January
President Zuma is inaugurated at the Union Buildings. He announces that the buildings will henceforth be called the Fikile Mbalula Buildings after the spirited campaign put up by the Youth League leader.
Later in the month Schabir Shaik is appointed the Minister of Finance (Deputy: Brett Kebble); Mo Shaik is Minister of Intelligence; Yunus Shaik becomes the Minister of Justice; Chippy Shaik becomes Minister of Defence; with Terror Lekota as his deputy. Dominic Ntsele becomes the head of the Government Communication and Information System.
February
In his three-hour long inaugural State of the Nation address, the President announces his Nkandla homestead will become a second seat of government and include a special wing for his wives.
March
Finance minister Shaik tables his first budget. The defence budget outstrips social spending by 463%.
April
Kingsgate Clothing, owned by Schabir’s father-in-law Sadek Vahed, wins the contract to provide uniforms to the defence force. Ntsele labels critical media reports a “counter-revolutionary figment of the imagination”.
May
The president introduces a national minimum wage of R4000 for workers to thank the Congress of South African Trade Unions for its support in his presidential campaign. Reports in the Mail & Guardian quote Zwelinzima Vavi as saying “we have been vindicated”. Business Day reports that Bobby Godsell is emigrating to Russia.
June
The president closes down the Scorpions and replaces it with a new crime-fighting unit called “the Pussycats”. Headed by ANC chief whip Mbulelo Goniwe, the unit will answer only to the ANC in Parliament and will be expressly barred from investigating any government employee above the rank of cleaner.
July
The president is overheard asking an aide: “Who’s that guy with the long dress and funny hat again?” at the ninth African heads of state meeting. Â Minutes later Nigerian President Olusegun Obasanjo comes into view.
August
On national Women’s Day, the president suggests in a speech at Nkandla that his countrymen marry as many wives as possible “to keep our women safe”. He takes a fifth wife. His approval ratings soar.
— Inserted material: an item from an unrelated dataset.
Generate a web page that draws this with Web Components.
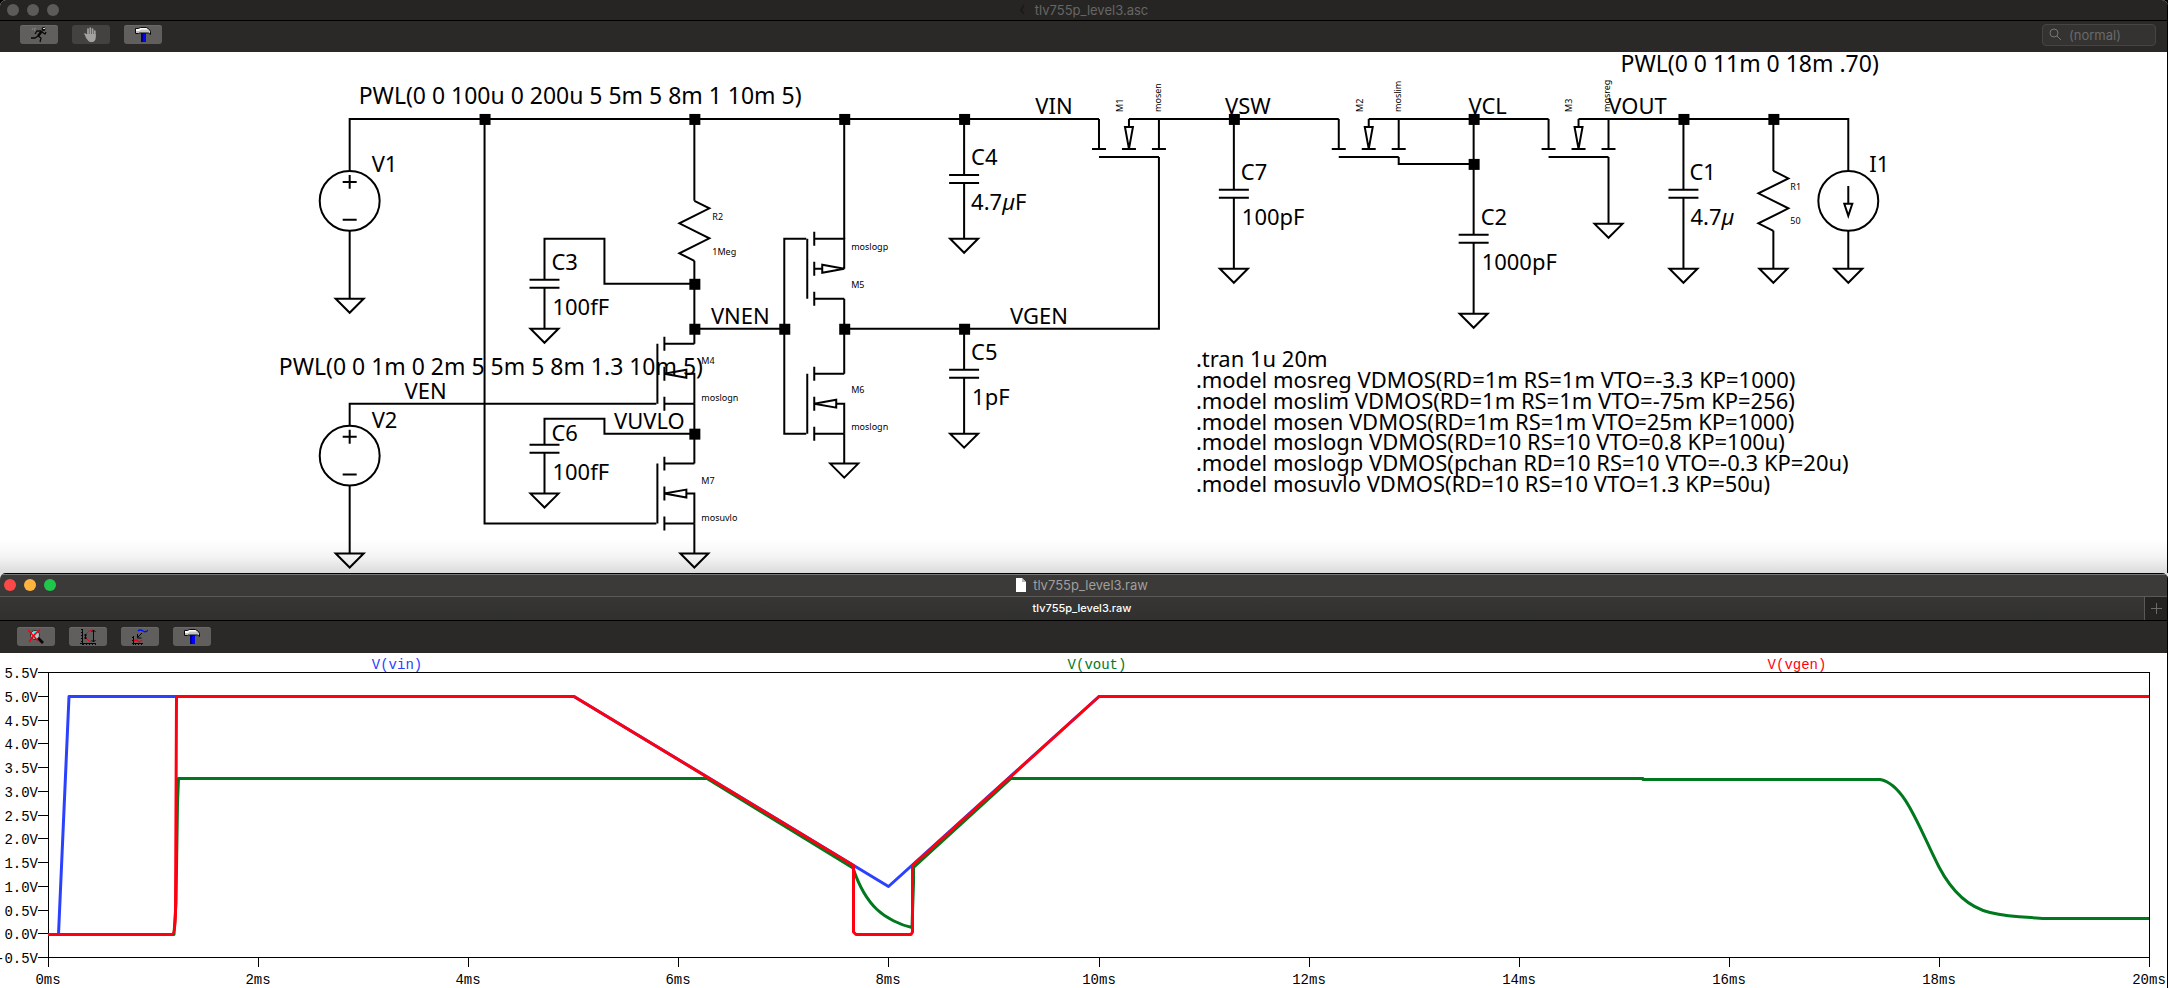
<!DOCTYPE html>
<html lang="en">
<head>
<meta charset="utf-8">
<title>tlv755p_level3</title>
<style>
  body { margin: 0; background: #000; font-family: Inter, "Liberation Sans", sans-serif; }
  spice-desktop { height: 100vh; }
</style>
</head>
<body>
<spice-desktop>
  <mac-window slot="schematic" inactive heading="tlv755p_level3.asc">
    <tool-button slot="tools" icon="run" label="Run"></tool-button>
    <tool-button slot="tools" icon="halt" label="Halt" dim></tool-button>
    <tool-button slot="tools" icon="hammer" label="Control panel"></tool-button>
    <search-box slot="end"></search-box>
    <circuit-schematic></circuit-schematic>
  </mac-window>
  <mac-window slot="plot" heading="tlv755p_level3.raw" tab="tlv755p_level3.raw">
    <tool-button slot="tools" icon="zoom" label="Zoom to fit"></tool-button>
    <tool-button slot="tools" icon="axes" label="Autorange"></tool-button>
    <tool-button slot="tools" icon="traces" label="Add traces"></tool-button>
    <tool-button slot="tools" icon="hammer" label="Control panel"></tool-button>
    <wave-plot></wave-plot>
  </mac-window>
</spice-desktop>

<script>
class SpiceDesktop extends HTMLElement {
  constructor() {
    super();
    this.attachShadow({ mode: 'open' }).innerHTML = `
      <style>
        :host { display: grid; grid-template-rows: minmax(0, 573fr) minmax(0, 415fr); }
        .back { background: linear-gradient(90deg, #e0e0e0, #e0e0e0) top / 100% 10px no-repeat; display: grid; min-height: 0; }
        .front { display: grid; min-height: 0; }
      </style>
      <div class="front"><slot name="schematic"></slot></div>
      <div class="back"><slot name="plot"></slot></div>`;
  }
}
customElements.define('spice-desktop', SpiceDesktop);

class MacWindow extends HTMLElement {
  connectedCallback() {
    const tab = this.getAttribute('tab');
    const inactive = this.hasAttribute('inactive');
    this.attachShadow({ mode: 'open' }).innerHTML = `
      <style>
        :host { display: flex; flex-direction: column; min-height: 0; position: relative;
                border-radius: 6px 6px 0 0; overflow: hidden; background: #fff; }
        :host::after { content: ""; position: absolute; inset: 0 0 0 auto; width: 1px; background: #000; }
        header { display: grid; grid-template-columns: 1fr auto 1fr; align-items: center; box-sizing: border-box;
                 height: 24px; padding: 0 8px 0 4px; border-top: 1px solid #000; border-bottom: 1px solid #5a5958;
                 background: #3b3a38; box-shadow: inset 0 1px #7a7978; }
        .lights { display: flex; gap: 8px; }
        .lights button { width: 12px; height: 12px; padding: 0; border: 0; border-radius: 50%; background: var(--c); }
        h1 { display: flex; align-items: center; gap: 7px; margin: 0; font: 400 13px/16px Inter, sans-serif; color: #a09f9e; }
        nav { display: flex; height: 23px; background: linear-gradient(#373634, #30302e); border-bottom: 1px solid #000; }
        nav a { flex: 1; padding-left: 20px; text-align: center; font: 500 11px/23px Inter, sans-serif; color: #fff; text-decoration: none; }
        nav button { width: 24px; padding: 0; border: 0; border-left: 1px solid #5a5958; background: #242322; }
        nav svg { display: block; margin: auto; }
        .tools { display: flex; align-items: center; box-sizing: border-box; height: 32px; gap: 14px; padding: 0 12px 1px 17px; background: #2a2927; flex: none; }
        .tools slot[name=end] { display: block; margin-left: auto; }
        header, nav { flex: none; }
        main { flex: 1; min-height: 0; display: grid; }
        :host([inactive]) header { height: 21px; padding-left: 7px; border-top: 0; border-bottom: 1px solid #000; background: #262524; box-shadow: none; }
        :host([inactive]) h1 { color: #676665; }
        :host([inactive]) .lights button { background: #5c5b5a; }
        :host([inactive]) .tools { height: 31px; padding-left: 20px; padding-bottom: 4px; }
        :host([inactive]) main::after { content: ""; position: absolute; inset: auto 0 0 0; height: 34px;
          background: linear-gradient(rgba(0,0,0,0), rgba(0,0,0,.04) 50%, rgba(0,0,0,.14)); }
      </style>
      <header>
        <div class="lights">
          <button aria-label="Close" style="--c:#fc4948"></button>
          <button aria-label="Minimise" style="--c:#fdb43f"></button>
          <button aria-label="Zoom" style="--c:#1fc84b"></button>
        </div>
        <h1>${inactive
          ? '<svg width="9" height="14" viewBox="0 0 9 14"><path d="M5 2L2 7l3 4" fill="none" stroke="#1c1b1a" stroke-width="2"/></svg>'
          : '<svg width="10" height="14" viewBox="0 0 10 14"><path d="M0 0h6l4 4v10H0z" fill="#fff"/><path d="M6 0v4h4z" fill="#b8b8b8"/></svg>'}<span></span></h1>
      </header>
      ${tab ? `<nav><a href="#"></a><button aria-label="New tab"><svg width="13" height="13" viewBox="0 0 13 13"><path d="M6.500 1v11M1 6.500h11" stroke="#6c6b6a" fill="none"/></svg></button></nav>` : ''}
      <div class="tools"><slot name="tools"></slot><slot name="end"></slot></div>
      <main><slot></slot></main>`;
    this.shadowRoot.querySelector('h1 span').textContent = this.getAttribute('heading');
    if (tab) this.shadowRoot.querySelector('nav a').textContent = tab;
  }
}
customElements.define('mac-window', MacWindow);

const ICONS = {
  run: `<g fill="none" stroke="#0a0a0a" stroke-width="1.300"><path d="M11 4L7 9" stroke-width="2.600"/><path d="M10 4L6 4 4 7M11 5l3 2 1-2M7 9l-3 2H0M7 9l3 2-1 4"/></g><circle cx="12.500" cy="2" r="1.900" fill="#0a0a0a"/><path d="M12 1h2v1h-2z" fill="#ddd"/><path d="M1 3l1-2M4 4L3 2l2-1" stroke="#858483" fill="none"/>`,
  halt: `<path d="M5 2v6M7.300 1v7M9.600 2v7M11.800 4v6M2 7l4 4" stroke="#a3a2a1" stroke-width="1.700" stroke-linecap="round" fill="none"/><path d="M4 7h8.600v4q0 3-3 4H7q-2-1-4-4l-1-3z" fill="#a3a2a1"/>`,
  hammer: `<path d="M6 6h5v9H6z" fill="#00f"/><path d="M6 6h2v9H6z" fill="#00007c"/><path d="M.5 1.500h3l2-1h6l3 2 1 2v3l-2-1.500H4.500l-1 .5h-3z" fill="#c4c4c4" stroke="#0a0a0a"/><path d="M1 2h3l2-1h5l2 1.500H6L4 4H1z" fill="#fff"/>`,
  zoom: `<path d="M10 9l5 5" stroke="#080808" stroke-width="3"/><circle cx="7" cy="6" r="4.500" fill="#b9c6c6" stroke="#2c2c2c"/><path d="M6 2h4v3H6z" fill="#0ff"/><path d="M5 7h3v2H5z" fill="#0ff"/><path d="M0 1l10 11M12 1Q7 4 1 13" stroke="#f00012" stroke-width="1.500" fill="none"/>`,
  axes: `<path d="M2.500 0v16M0 14.500h16" stroke="#080808" fill="none"/><path d="M1.500 0v14M3 15.500h13" stroke="#080808" stroke-dasharray="1 2" fill="none"/><path d="M6 5q3-4 7-4M6 9q3 4 6 4" stroke="#f00012" fill="none"/><path d="M5.500 5v5M4 6h3M4 9h3M13.500 1v12M11.500 3l2-2 2 2M11.500 11l2 2 2-2" stroke="#080808" fill="none"/>`,
  traces: `<path d="M1.500 7v9M0 14.500h11" stroke="#080808" fill="none"/><path d="M.5 8v7M3 15.500h8" stroke="#080808" stroke-dasharray="1 2" fill="none"/><path d="M2 12q2-2 4 0t4-1" stroke="#f00012" fill="none" stroke-width="1.300"/><path d="M6 2q2-2 5 0t5-1" stroke="#0010ff" fill="none" stroke-width="1.300"/><path d="M10 4L6 8M5.500 5v4h4" stroke="#080808" fill="none"/>`
};
class ToolButton extends HTMLElement {
  connectedCallback() {
    this.attachShadow({ mode: 'open' }).innerHTML = `
      <style>
        :host { display: block; }
        button { display: grid; place-items: center; width: 38px; height: 19px; padding: 0; border: 0; border-radius: 3px;
                 background: #605f5e; box-shadow: inset 0 1px #6b6a69; }
        :host([dim]) button { background: #434241; box-shadow: none; }
      </style>
      <button aria-label="${this.getAttribute('label')}"><svg width="16" height="16" viewBox="0 0 16 16">${ICONS[this.getAttribute('icon')]}</svg></button>`;
  }
}
customElements.define('tool-button', ToolButton);

class SearchBox extends HTMLElement {
  constructor() {
    super();
    this.attachShadow({ mode: 'open' }).innerHTML = `
      <style>
        :host { display: block; }
        label { display: flex; align-items: center; gap: 7px; box-sizing: border-box; width: 114px; height: 22px; padding: 0 6px;
                border: 1px solid #464544; border-radius: 4px; background: #343331; }
        svg { flex: none; }
        input { width: 80px; padding: 0; border: 0; outline: 0; background: none; font: 13px/18px Inter, sans-serif; color: #6b6a69; }
        input::placeholder { color: #6b6a69; opacity: 1; }
      </style>
      <label><svg width="13" height="13" viewBox="0 0 13 13" fill="none" stroke="#777675"><circle cx="5" cy="5" r="4"/><path d="M8 8l4 4"/></svg>
      <input type="text" aria-label="Search" placeholder="(normal)"></label>`;
  }
}
customElements.define('search-box', SearchBox);

/* Origin of the drawing is the top of V1; one grid step is 15 units. */
class CircuitSchematic extends HTMLElement {
  constructor() {
    super();
    const use = (id, list) => list.map(([x, y]) => `<use href="#${id}" x="${x}" y="${y}"/>`).join('');
    const text = (cls, list) => list.map(([x, y, s]) => `<text class="${cls}" x="${x}" y="${y}">${s}</text>`).join('');
    const up = list => list.map(([x, y, s]) => `<text class="small" transform="translate(${x} ${y}) rotate(-90)">${s}</text>`).join('');
    const mu = '<tspan font-style="italic">µ</tspan>';
    this.attachShadow({ mode: 'open' }).innerHTML = `
      <style>
        :host { display: block; min-height: 0; overflow: hidden; }
        svg { display: block; width: 100%; height: 100%; font-family: "Noto Sans", sans-serif; }
        .wire, .wire use, defs path, defs circle { fill: none; stroke: #000; stroke-width: 2; }
        .name { font-size: 22px; }
        .net { font-size: 22px; text-anchor: middle; }
        .value { font-size: 23px; }
        .small { font-size: 9px; }
      </style>
      <svg viewBox="-350 -67 2170 521" preserveAspectRatio="xMinYMin meet" role="img" aria-label="Circuit schematic">
        <defs>
          <path id="gnd" d="M-14 0H14L0 14Z"/>
          <path id="cap" d="M-15-4H15M-15 4H15"/>
          <path id="res" d="M0 0L15 7.500-15 22.500 15 37.500-15 52.500 0 60"/>
          <g id="src"><circle r="30"/><path d="M-7-19H7M0-26V-12M-7 19H7"/></g>
          <g id="cur"><circle r="30"/><path d="M0-15V3M-4 3H4L0 15Z"/></g>
          <path id="nmosv" d="M-37 0V60M-30-7V7M-30 23V37M-30 53V67M-30 0H0M-30 60H0M-30 30L-8 26V34ZM-8 30H0V60"/>
          <path id="pmosv" d="M-37 0V60M-30-7V7M-30 23V37M-30 53V67M-30 0H0V30M-30 60H0M-30 30H-22M0 30L-22 26V34Z"/>
          <path id="nmosh" d="M0 0V30M-7 30H7M23 30H37M53 30H67M0 38H60M60 0V30M30 0V8M30 30L26 8H34Z"/>
          <rect id="dot" x="-5" y="-5" width="11" height="11"/>
        </defs>
        <path class="wire" d="M0 52V0H750M0 112V180M0 307V285H307M0 367V435
          M135 0V405H307M345 0V82M345 142V225M195 161V120H255V165H345M195 169V210M345 210H435M345 285V345
          M195 326V300H255V315H345M195 334V375M345 405V435
          M457 120H435V315H457M495 0V120M495 180V255M495 315V345M495 210H810V38M615 0V56M615 64V120M615 210V251M615 259V315
          M780 0H990M885 0V71M885 79V150M1020 0H1200M1050 38V45H1125M1125 0V116M1125 124V195
          M1230 0H1500V52M1260 38V105M1335 0V71M1335 79V150M1425 0V52M1425 112V150M1500 112V150"/>
        ${use('gnd', [[0,180],[0,435],[195,210],[195,375],[345,435],[495,345],[615,120],[615,315],[885,150],[1125,195],[1260,105],[1335,150],[1425,150],[1500,150]])}
        ${use('cap', [[195,165],[195,330],[615,60],[615,255],[885,75],[1125,120],[1335,75]])}
        ${use('res', [[345,82],[1425,52]])}
        ${use('src', [[0,82],[0,337]])}
        ${use('cur', [[1500,82]])}
        ${use('nmosv', [[345,225],[345,345],[495,255]])}
        ${use('pmosv', [[495,120]])}
        ${use('nmosh', [[750,0],[990,0],[1200,0]])}
        ${use('dot', [[135,0],[345,0],[495,0],[615,0],[885,0],[1125,0],[1335,0],[1425,0],[345,165],[345,210],[435,210],[495,210],[615,210],[345,315],[1125,45]])}
        <g transform="translate(0 1)">
        ${text('value', [[9,-16,'PWL(0 0 100u 0 200u 5 5m 5 8m 1 10m 5)'],[-71,255,'PWL(0 0 1m 0 2m 5 5m 5 8m 1.3 10m 5)'],[1272,-48,'PWL(0 0 11m 0 18m .70)']])}
        ${text('net', [[391,204,'VNEN'],[76,279,'VEN'],[300,309,'VUVLO'],[705,-6,'VIN'],[690,204,'VGEN'],[899,-6,'VSW'],[1139,-6,'VCL'],[1289,-6,'VOUT']])}
        ${text('name', [[22,52,'V1'],[22,308,'V2'],[202,150,'C3'],[203,195,'100fF'],[202,321,'C6'],[203,360,'100fF'],
          [622,45,'C4'],[622,90,'4.7' + mu + 'F'],[622,240,'C5'],[623,285,'1pF'],[892,60,'C7'],[893,105,'100pF'],
          [1132,105,'C2'],[1133,150,'1000pF'],[1341,60,'C1'],[1342,105,'4.7' + mu],[1521,52,'I1'],
          [847,247,'.tran 1u 20m'],
          [847,268,'.model mosreg VDMOS(RD=1m RS=1m VTO=-3.3 KP=1000)'],
          [847,289,'.model moslim VDMOS(RD=1m RS=1m VTO=-75m KP=256)'],
          [847,310,'.model mosen VDMOS(RD=1m RS=1m VTO=25m KP=1000)'],
          [847,330,'.model moslogn VDMOS(RD=10 RS=10 VTO=0.8 KP=100u)'],
          [847,351,'.model moslogp VDMOS(pchan RD=10 RS=10 VTO=-0.3 KP=20u)'],
          [847,372,'.model mosuvlo VDMOS(RD=10 RS=10 VTO=1.3 KP=50u)']])}
        ${text('small', [[363,100,'R2'],[363,135,'1Meg'],[352,244,'M4'],[352,281,'moslogn'],[352,364,'M7'],[352,401,'mosuvlo'],
          [502,130,'moslogp'],[502,168,'M5'],[502,273,'M6'],[502,310,'moslogn'],[1442,70,'R1'],[1442,104,'50']])}
        ${up([[774,-8,'M1'],[812,-8,'mosen'],[1014,-8,'M2'],[1052,-8,'moslim'],[1223,-8,'M3'],[1261,-8,'mosreg']])}
        </g>
      </svg>`;
  }
}
customElements.define('circuit-schematic', CircuitSchematic);

class WavePlot extends HTMLElement {
  constructor() {
    super();
    const X = i => Math.round(48 + i * 210.1), Y = i => Math.round(19 + i * 23.75);
    let grid = '', labels = '';
    for (let i = 0; i <= 12; i++) {
      grid += `M38 ${Y(i)}.5H48`;
      labels += `<text class="y" x="38" y="${Y(i) + 6}">${(5.5 - i / 2).toFixed(1)}V</text>`;
    }
    for (let i = 0; i <= 10; i++) {
      grid += `M${X(i)}.5 305V314`;
      labels += `<text class="x" x="${X(i)}" y="331">${i * 2}ms</text>`;
    }
    this.attachShadow({ mode: 'open' }).innerHTML = `
      <style>
        :host { display: block; min-height: 0; overflow: hidden; background: #fff; }
        svg { display: block; width: 100%; height: 100%; font: 14px "Liberation Mono", monospace; }
        .axis { fill: none; stroke: #000; shape-rendering: crispEdges; }
        .trace { fill: none; stroke-width: 3; stroke-linejoin: round; }
        .y { text-anchor: end; }
        .x { text-anchor: middle; }
      </style>
      <svg viewBox="0 0 2168 335" preserveAspectRatio="xMinYMin meet" role="img" aria-label="Waveforms">
        <path class="axis" d="M48.500 19.500H2149.500V304.500H48.500Z${grid}"/>
        ${labels}
        <text class="x" x="397" y="16" fill="#2a41ff">V(vin)</text>
        <text class="x" x="1097" y="16" fill="#00781e">V(vout)</text>
        <text class="x" x="1797" y="16" fill="#ff0010">V(vgen)</text>
        <path class="trace" stroke="#2a41ff" d="M48 281.500H58.500L69 43.500H574L888.500 233.500L1099 43.500H2149"/>
        <path class="trace" stroke="#00781e" d="M48 281.500H174L176 250L177.500 150L178.500 125.500H707L853 215
          C860 236 868 248 877 256.500S900 272 912 274.500L913.500 230V214.500L1011 125.500H1643V126.500H1880
          C1905 131 1919 175 1939 214C1950 235 1967 254 1990 259.500S2030 264 2045 265.500H2149"/>
        <path class="trace" stroke="#ff0010" d="M48 281.500H172Q175 281 175.500 260L176.500 43.500H574L853.500 212.500V279L856 281.500H911L912.500 279V212.500L1099 43.500H2149"/>
      </svg>`;
  }
}
customElements.define('wave-plot', WavePlot);
</script>
</body>
</html>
The president assumes leadership of the KwaZulu-Natal branch of “Virginity for Morality” and generously offers to test the first 50 young women himself — “It’s a tough job but I am prepared to do it to show the youth how committed I am to the values of abstinence and chastity”.
September
Finance minister Shaik introduces a Bill into Parliament recommending 20% increases for all office-bearers.
October
“Now this is a man I can do business with,” says French President Jacques Chirac as the president jets out after a state visit and an arms-buying spree.
Chirac throws in a handful of ageing Mirage III’s, promises never to bomb our air force, pledges massive offsets and a multimillion-rand skills development project based in Atlantis, training the unemployed in the fine art of making pain au chocolat.
November
Foreign Minister Nkosazana Dlamini-Zuma resigns after the president tells her to “leave it to Jacques” when she books the jet to head to the Côte d’Ivoire.
The president outlaws the use of double-barrelled surnames by ex-wives.
December
Former President Thabo Mbeki is ambassador to the African Union, based in Addis Ababa from where he still writes his weekly Internet column Letter from the ex-president. The new president is not a man of letters.